Dow e-minis 1YMc1 were up 11 points, or 0.05 percent, with 19,927 contracts changing hands. S&P 500 e-minis ESc1 were up 3 points, or 0.12 percent, with 120,697 contracts traded.
Nasdaq 100 e-minis NQc1 were up 10.25 points, or 0.18 percent, on volume of 27,341 contracts.
The Institute for Supply Management is likely to report that its national manufacturing index slipped to 54.5 in May from 54.8 in April.

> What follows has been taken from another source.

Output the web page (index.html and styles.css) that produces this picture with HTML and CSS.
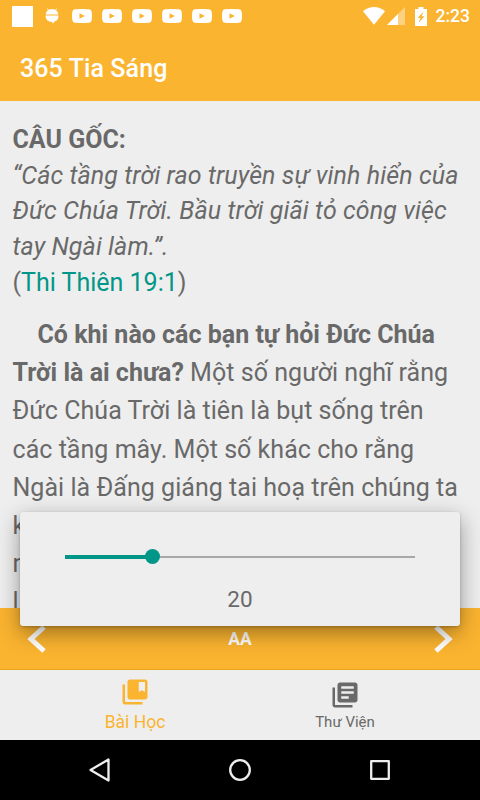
FILE: index.html
```html
<!DOCTYPE html>
<html lang="vi">
<head>
	<meta charset="UTF-8">
	<title>365 Tia Sáng</title>
	<link rel="stylesheet" href="styles.css">
</head>
<body>
	<svg class="defs">
		<symbol id="yt" viewBox="0 0 20 14">
			<path fill="#fff" d="M3 .3Q10-.3 17 .3Q19.500.5 19.700 3Q20.200 7 19.700 11Q19.500 13.500 17 13.700Q10 14.300 3 13.700Q.5 13.500.3 11Q-.2 7 .3 3Q.5.5 3 .3z"/>
			<path fill="#fbb430" d="M7.500 4.200L12.800 7L7.500 9.800z"/>
		</symbol>
	</svg>
	<div class="statusbar">
		<span class="square"></span>
		<svg class="droid" width="14" height="16" viewBox="0 0 14 16">
			<path fill="#fff" d="M.7 6.500A6.300 5.500 0 0 1 13.300 6.500zM.5 7.500H13.500Q13.500 12.500 9.500 13.600L8 15.500L7 14Q.5 14 .5 7.500z"/>
			<path stroke="#fff" stroke-width=".8" d="M2.500.5L4 3M11.500.5L10 3"/>
		</svg>
		<svg class="yt"><use href="#yt"/></svg>
		<svg class="yt"><use href="#yt"/></svg>
		<svg class="yt"><use href="#yt"/></svg>
		<svg class="yt"><use href="#yt"/></svg>
		<svg class="yt"><use href="#yt"/></svg>
		<svg class="yt"><use href="#yt"/></svg>
		<svg class="wifi" width="22" height="18" viewBox="0 0 22 18"><path fill="#fff" d="M0 4.200Q11-4 22 4.200L11 17.800z"/></svg>
		<svg class="signal" width="18" height="18" viewBox="0 0 18 18"><path fill="#fff" opacity=".4" d="M18 0V18H0z"/><path fill="#fff" d="M11 7V18H0z"/></svg>
		<svg class="battery" width="12" height="19" viewBox="0 0 12 19"><path fill="#fff" d="M3.500 0H8.500V2H12V19H0V2H3.500z"/><path fill="#fbb430" d="M8.500 4.500L2.700 11H5.500L3.500 16L9.500 9.300H6.600z"/></svg>
		<span class="time">2:23</span>
	</div>
	<div class="header">365 Tia Sáng</div>
	<div class="content">
		<div class="verse">
			<b>CÂU GỐC:</b><br>
			<i>“Các tầng trời rao truyền sự vinh hiển của<br>Đức Chúa Trời. Bầu trời giãi tỏ công việc<br>tay Ngài làm.”.</i><br>
			(<a class="link">Thi Thiên 19:1</a>)
		</div>
		<p class="lesson"><b>Có khi nào các bạn tự hỏi Đức Chúa<br>Trời là ai chưa?</b> Một số người nghĩ rằng<br>Đức Chúa Trời là tiên là bụt sống trên<br>các tầng mây. Một số khác cho rằng<br>Ngài là Đấng giáng tai hoạ trên chúng ta<br>k<br>n<br>l</p>
	</div>
	<div class="toolbar">
		<svg width="20" height="28" viewBox="0 0 20 28"><path d="M17 2L4 14L17 26"/></svg>
		<span>AA</span>
		<svg width="20" height="28" viewBox="0 0 20 28"><path d="M3 2L16 14L3 26"/></svg>
		<!-- font size popup -->
		<div class="popup">
			<div class="slider">
				<div class="slider-on"></div>
				<div class="slider-dot"></div>
			</div>
			<div class="size">20</div>
		</div>
	</div>
	<div class="tabs">
		<div class="tab on">
			<svg width="30" height="30" viewBox="0 0 24 24"><path d="M4 6H2v14c0 1.100.9 2 2 2h14v-2H4V6z"/><path fill-rule="evenodd" d="M20 2H8c-1.100 0-2 .9-2 2v12c0 1.100.9 2 2 2h12c1.100 0 2-.9 2-2V4c0-1.100-.9-2-2-2zM20 12l-2.500-1.500L15 12V4h5z"/></svg>
			<span>Bài Học</span>
		</div>
		<div class="tab">
			<svg width="30" height="30" viewBox="0 0 24 24"><path d="M4 6H2v14c0 1.100.9 2 2 2h14v-2H4V6zm16-4H8c-1.100 0-2 .9-2 2v12c0 1.100.9 2 2 2h12c1.100 0 2-.9 2-2V4c0-1.100-.9-2-2-2zm-1 9H9V9h10v2zm-4 4H9v-2h6v2zm4-8H9V5h10v2z"/></svg>
			<span>Thư Viện</span>
		</div>
	</div>
	<div class="navbar">
		<svg width="24" height="26" viewBox="0 0 24 26"><path d="M20.500 2.500V23.500L2.500 13z"/></svg>
		<svg width="24" height="26" viewBox="0 0 24 26"><circle cx="12" cy="13" r="9.800"/></svg>
		<svg width="24" height="26" viewBox="0 0 24 26"><path d="M3.200 4.200H20.800V21.800H3.200z"/></svg>
	</div>
</body>
</html>
```
FILE: styles.css
```css
*{
	margin: 0;
	padding: 0;
	box-sizing: border-box;
}
body{
	width: 480px;
	height: 800px;
	overflow: hidden;
	display: flex;
	flex-direction: column;
	background-color: #eee;
	color: #696969;
	font-family: Roboto, "Noto Sans", sans-serif;
}
svg{
	flex: none;
}
.defs{
	display: none;
}
.statusbar{
	height: 32px;
	flex: none;
	display: flex;
	align-items: center;
	padding-left: 12px;
	background-color: #fbb430;
	color: #FFF;
}
.square{
	width: 21px;
	height: 21px;
	margin-right: 12px;
	background-color: #FFF;
}
.droid{
	margin-right: 13px;
}
.yt{
	width: 20px;
	height: 14px;
	margin-right: 10px;
}
.wifi{
	margin-left: 110.5px;
	margin-right: 2px;
}
.signal{
	margin-right: 10px;
}
.battery{
	margin-right: 9px;
}
.time{
	font-size: 17.5px;
	font-weight: 500;
}
.header{
	height: 69px;
	flex: none;
	padding-left: 20px;
	line-height: 73px;
	background-color: #fbb430;
	color: #FFF;
	font-size: 25px;
	font-weight: 500;
	letter-spacing: 0.1px;
}
.content{
	height: 507px;
	flex: none;
	overflow: hidden;
	padding: 21px 0 0 12.5px;
	font-size: 25px;
	white-space: nowrap;
}
.verse{
	line-height: 35.7px;
}
.verse i{
	letter-spacing: 0.1px;
}
.link{
	color: #009688;
}
.lesson{
	margin-top: 15.4px;
	text-indent: 25px;
	line-height: 38.2px;
	letter-spacing: 0.04px;
}
.lesson b{
	letter-spacing: 0;
}
.toolbar{
	position: relative;
	height: 62px;
	flex: none;
	display: flex;
	align-items: center;
	justify-content: space-between;
	padding: 0 27px;
	background-color: #fbb430;
	border-bottom: 1px solid #eca51d;
	color: #FFF;
	font-size: 17.5px;
	font-weight: 700;
}
.toolbar svg path{
	fill: none;
	stroke: #FFF;
	stroke-width: 5;
}
.popup{
	position: absolute;
	left: 20px;
	bottom: 43px;
	width: 440px;
	height: 114px;
	padding: 44px 45px 0;
	border-radius: 3px;
	background-color: #eee;
	box-shadow: 0 7px 22px rgba(0,0,0,0.38), 0 1px 3px rgba(0,0,0,0.2);
	color: #696969;
}
.slider{
	position: relative;
	height: 2px;
	background-color: #a8a8a8;
}
.slider-on{
	position: absolute;
	left: 0;
	top: -1px;
	width: 88px;
	height: 4px;
	background-color: #009688;
}
.slider-dot{
	position: absolute;
	left: 80px;
	top: -7px;
	width: 15px;
	height: 15px;
	border-radius: 50%;
	background-color: #009688;
}
.size{
	margin-top: 26px;
	line-height: 30px;
	text-align: center;
	font-size: 22.500px;
	font-weight: 400;
}
.tabs{
	height: 70px;
	flex: none;
	display: flex;
	justify-content: center;
}
.tab{
	width: 210px;
	padding-top: 10px;
	display: flex;
	flex-direction: column;
	align-items: center;
	font-size: 15px;
}
.tab svg{
	fill: #696969;
}
.tab span{
	margin-top: 3px;
	line-height: 18px;
}
.tab.on{
	padding-top: 7px;
	color: #fbb430;
	font-size: 17.500px;
}
.tab.on span{
	margin-top: 6px;
}
.tab.on svg{
	fill: #fbb430;
}
.navbar{
	height: 60px;
	flex: none;
	display: flex;
	align-items: center;
	justify-content: space-between;
	padding: 0 88px;
	background-color: #000;
}
.navbar svg{
	fill: none;
	stroke: #eee;
	stroke-width: 2.300;
	stroke-linejoin: round;
}
```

The data is expected at 10:00 ET.
"We have a multitude of macro news coming out today and that will set the tone for the market's direction... I think we are looking at another trying session," Cardillo said.
U.S. markets were little changed on Wednesday as financials dropped after JPMorgan and Bank of America warned of revenue weakness, offsetting gains in defensive plays.

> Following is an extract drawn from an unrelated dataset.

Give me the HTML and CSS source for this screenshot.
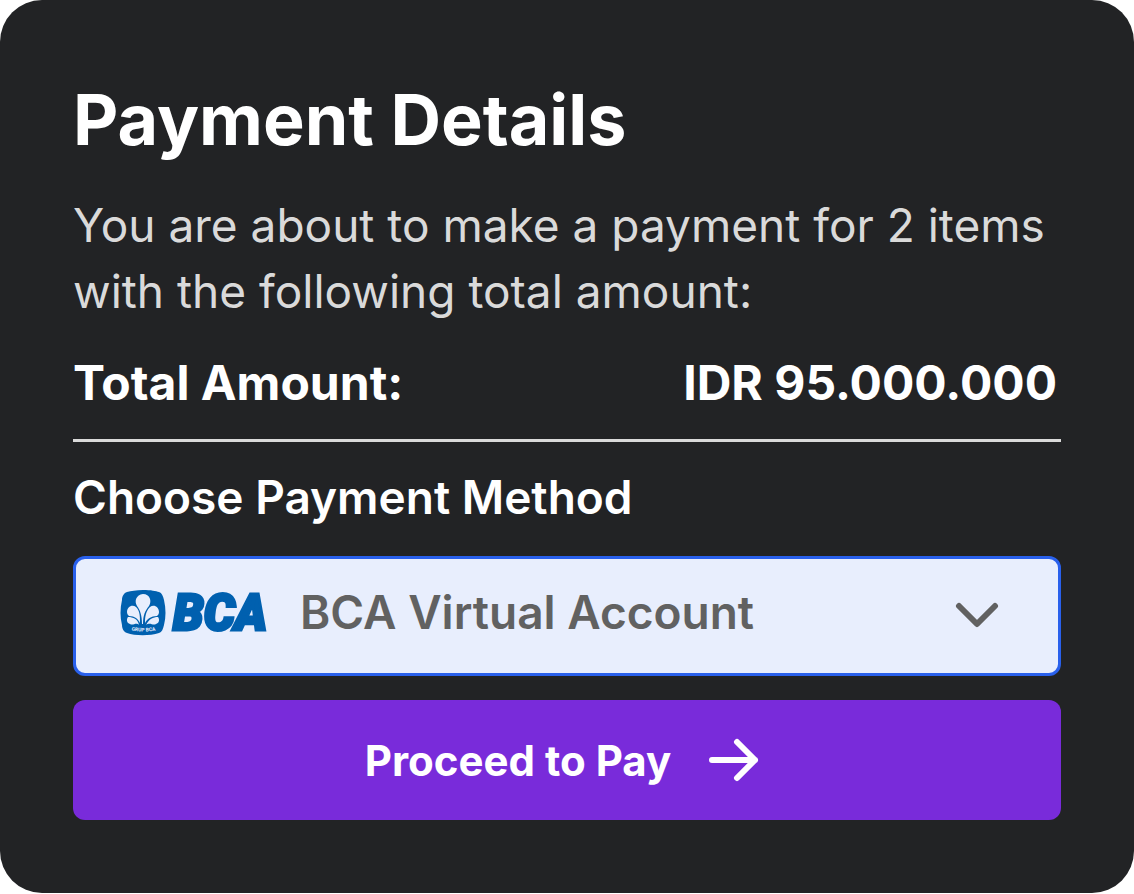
FILE: index.html
```
<!DOCTYPE html>
<html lang="en">
<head>
  <meta charset="utf-8">
  <meta name="viewport" content="width=device-width, initial-scale=1">
  <title>Payment Details</title>
  <link rel="stylesheet" href="styles.css">
</head>
<body>
  <main class="card">
    <h1 class="title">Payment Details</h1>
    <p class="intro">You are about to make a payment for 2 items with the following total amount:</p>
    <div class="total">
      <span>Total Amount:</span>
      <span>IDR 95.000.000</span>
    </div>
    <form class="form">
      <label class="label" for="method">Choose Payment Method</label>
      <div class="method">
        <select class="select" id="method">
          <option>BCA Virtual Account</option>
        </select>
        <svg class="logo" viewBox="0 0 146 48" aria-hidden="true">
          <path class="blue" d="M23 1C31 1 36 2 39 3C42 4 43 7 44 11C46 20 46 28 44 36C43 40 42 43 39 44C30 47 15 47 7 44C4 43 2 40 2 36C0 28 0 20 2 11C2 7 4 4 7 3C11 2 16 1 23 1Z"/>
          <g class="flower">
            <path d="M22 35C22 26 20 21 17 17C14 12 16 6 23 5C30 5 32 12 29 17C25 22 23 26 23 35Z"/>
            <path d="M20 34C20 27 20 22 16 18C12 15 7 18 7 23C7 25 8 26 9 27C15 27 18 30 20 34Z"/>
            <path d="M25 34C25 27 26 22 30 18C34 15 39 18 39 23C39 25 38 26 37 27C31 27 27 30 25 34Z"/>
            <path d="M19 36C18 30 13 28 8 28C6 31 7 34 10 35C13 37 16 33 19 36Z"/>
            <path d="M26 36C29 30 33 28 38 28C40 31 39 34 36 35C33 37 30 33 26 36Z"/>
          </g>
          <path id="arc" fill="none" d="M9 41Q23 44 38 41"/>
          <text class="logo-small"><textPath href="#arc" startOffset="50%">GRUP BCA</textPath></text>
          <text class="logo-text" x="53" y="41">BCA</text>
        </svg>
        <svg class="chevron" viewBox="0 0 44 26" aria-hidden="true">
          <path d="M4 4L22 22L40 4"/>
        </svg>
      </div>
      <button class="pay" type="button">
        Proceed to Pay
        <svg class="arrow" viewBox="0 0 50 44" aria-hidden="true">
          <path d="M3 22H46M28 4L46 22L28 40"/>
        </svg>
      </button>
    </form>
  </main>
</body>
</html>
```
FILE: styles.css
```
* {
  box-sizing: border-box;
}

body {
  margin: 0;
  background: #fff;
  font-family: Inter, "Liberation Sans", sans-serif;
}

.card {
  padding: 80px 73px 73px;
  border-radius: 42px;
  background: #222325;
  color: #fff;
}

.title {
  margin: 0;
  font-size: 70px;
  font-weight: 700;
  line-height: 80px;
}

.intro {
  margin: 32px 0 26px;
  color: #dadada;
  font-size: 46px;
  line-height: 66px;
}

.total {
  display: flex;
  justify-content: space-between;
  padding: 0 4px 23px 0;
  border-bottom: 3px solid #dadada;
  font-size: 48px;
  font-weight: 700;
  line-height: 66px;
}

.form {
  display: flex;
  flex-direction: column;
}

.label {
  padding: 22px 0 26px;
  font-size: 46px;
  font-weight: 600;
  line-height: 66px;
}

.method {
  position: relative;
}

.select {
  display: block;
  width: 100%;
  height: 120px;
  padding: 0 120px 8px 224px;
  border: 3px solid #2960ec;
  border-radius: 12px;
  background: #e8eefd;
  color: #616161;
  font: 600 46px Inter, "Liberation Sans", sans-serif;
  appearance: none;
}

.logo {
  position: absolute;
  top: 33px;
  left: 47px;
  width: 146px;
  height: 48px;
  overflow: visible;
  pointer-events: none;
}

.blue {
  fill: #0060af;
}

.flower {
  fill: #e8eefd;
}

.logo-text {
  fill: #0060af;
  stroke: #0060af;
  stroke-width: 3px;
  font: italic 900 49px Roboto, sans-serif;
}

.logo-small {
  fill: #e8eefd;
  font: 700 5px Roboto, sans-serif;
  text-anchor: middle;
}

.chevron {
  position: absolute;
  top: 46px;
  right: 62px;
  width: 44px;
  height: 26px;
  pointer-events: none;
}

.chevron path,
.arrow path {
  fill: none;
  stroke: #616161;
  stroke-width: 6px;
  stroke-linecap: round;
  stroke-linejoin: round;
}

.pay {
  display: flex;
  align-items: center;
  justify-content: center;
  gap: 38px;
  height: 120px;
  margin-top: 24px;
  padding: 0 16px 0 6px;
  border: 0;
  border-radius: 12px;
  background: #792bda;
  color: #fff;
  font: 700 42px Inter, "Liberation Sans", sans-serif;
}

.arrow {
  width: 50px;
  height: 44px;
}

.arrow path {
  stroke: #fff;
}
```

Oil prices rose on Thursday after having fallen to three-week lows on Wednesday, buoyed by data that showed a big draw in U.S. crude stocks.

Wall St. set to open higher after strong private jobs data

1 Jun 2017 03:10 PM

By Reuters: U.S. job growth likely remained strong in May, a further sign of an acceleration in economic activity that would effectively seal the case for an interest rate increase this month despite sluggish wage gains.
Nonfarm payrolls probably increased by 185,000 jobs last month, according to a Reuters survey of economists, after surging 211,000 in April. May's projected increase would be in line with this year's 185,000 average monthly job growth.
The unemployment rate is forecast unchanged at a 10-year low of 4.4 percent. It has dropped four-tenths of a percentage point this year. The Labor Department will release its closely watched employment report on Friday, less than two weeks before the Federal Reserve's June 13-14 policy meeting.
"Another strong jobs report would help the Fed proceed with another rate hike at its June meeting, by supporting its contention that recent weakness in retail sales and inflation data will prove transitory," said Josh Wright, chief economist with recruitment software provider iCIMS in Matawan, New Jersey.
U.S. financial markets have almost priced in a 25 basis points increase in the Fed's benchmark overnight interest rate this month, according to CME FedWatch.
Minutes of the Fed's May 2-3 policy meeting, which were published last week, showed that while policymakers agreed they should hold off hiking rates until there was evidence the growth slowdown was transitory, "most participants" believed "it would soon be appropriate" to raise borrowing costs.
The U.S. central bank raised interest rates by 25 basis points in March. Data on consumer spending and manufacturing suggest the economy gained speed early in the second quarter after gross domestic product increased at a tepid 1.2 percent annualized rate at the start of the year.
The Atlanta Fed is forecasting GDP increasing at a 4.0 percent pace in the second quarter.
But persistently sluggish wage growth could cast a shadow on further monetary policy tightening. Average hourly earnings are forecast rising 0.2 percent in May after gaining 0.3 percent in April.
That would keep the year-on-year increase in wages at 2.5 percent. Average hourly earning could, however, surprise on the low side because of a calendar quirk.
A soft average hourly earnings reading would come as annual inflation rates have retreated in recent months. But with the labor market expected to hit full employment this year, there is optimism that wage growth will accelerate.
SKILLS SHORTAGE
There is growing anecdotal evidence of companies struggling to find qualified workers. The Fed in its Beige Book on Wednesday said a manufacturing firm in the Chicago district reported raising wages for unskilled laborers by 10 percent to attract better-quality workers and retain its workforce.
The economy needs to create 75,000 to 100,000 jobs per month to keep up with growth in the working-age population.
Republican President Donald Trump, who inherited a strong job market from the Obama administration, has vowed to sharply boost economic growth and further strengthen the labor market by slashing taxes and cutting regulation.
There are, however, fears that political scandals could derail the Trump administration's economic agenda.
The labor force participation rate, or the share of working-age Americans who are employed or at least looking for a job, could have risen last month as college graduates enter the labor force. It has rebounded from a multi-decade low of 62.4 percent in September 2015 and economists see limited room for further gains as the pool of discouraged workers shrinks.
"We suspect there is only limited scope for the prime
age participation rate to keep rising," said Michael Pearce, a U.S. economist at Capital Economics in New York. "If that proves
accurate, wage pressures are likely to build a little more rapidly over the coming years than over the past few."
Manufacturing employment likely increased, but payrolls in the automobile sector could decline amid falling sales. Ford Motor Co (F.N) said last month it planned to cut 1,400 salaried jobs in North America and Asia through voluntary early retirement and other financial incentives.